I have a co-worker who wears a well-loved sweater with holes in the sleeves that he can’t bear to part with.

He says he’s looked for a replacement for it, but he basically wants the same sweater, a style he can no longer find. That 18-year-old sweater is the equivalent of comfort food: Nothing else feels quite like it.

Sometimes that comes from having something for so long that it almost becomes part of you, or maybe you were introduced to it in a pivotal time of life (as in, childhood) and it almost becomes emblematic. How often do you hear salad or grilled fish described as comfort food? We may like those things, but they don’t have the same power as a glob of carbohydrates or a warm bowl of chili or chicken soup that calms the central nervous system.

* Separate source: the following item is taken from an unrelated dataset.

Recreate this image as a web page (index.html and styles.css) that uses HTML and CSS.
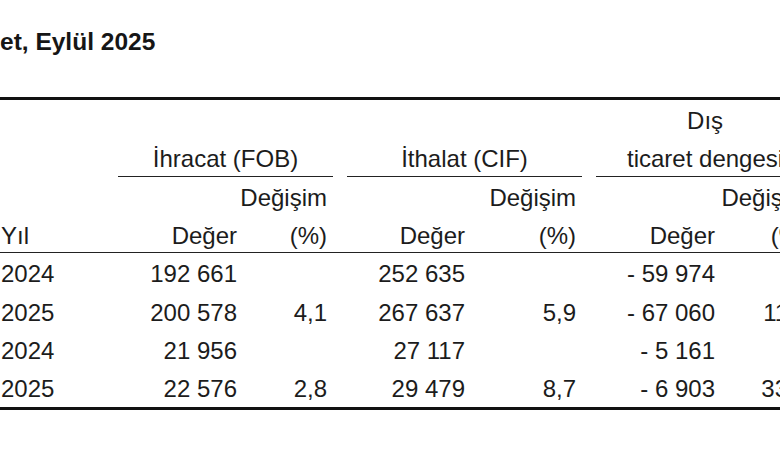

I’ll take that threadbare sweater over fresh-off-the-shelf-new any day.


Did You Know? 

  • Home cooks have been making mac and cheese since the 1800s. The processed, boxed variety debuted as “Kraft Dinner” (with its package of processed cheese powder) in 1937.
  • Comfort food, per The Dictionary of American Food and Drink by John F. Mariani, is “any food that a person considers to put him at ease, often as nostalgia for a favored childhood food.”
  • In the 1700s, potatoes were banned for human consumption in France and used only as animal feed. That ended when imprisoned Frenchman Antoine-Augustin Parmentier, who was forced to live on a diet of potatoes, sang the spud’s praises after his release. He gave demos on how to prepare the tuber (including mashed, which was new at the time), creating the public will that eventually scuttled the country’s potato prohibition.
  • Canned cream of mushroom soup was first made by Campbell’s in 1934. In Minnesota, the thickening ingredient is called “Lutheran binder” and is frequently used in “hot dish,” which folks in Wisconsin would call a casserole.
  • American meatloaf has its origins in a Pennsylvania-Dutch creation called scrapple, a congealed sort of loaf made from pork scraps, cornmeal and flour that’s sliced and pan-fried.

 

This story is part of Milwaukee Magazine‘s December issue.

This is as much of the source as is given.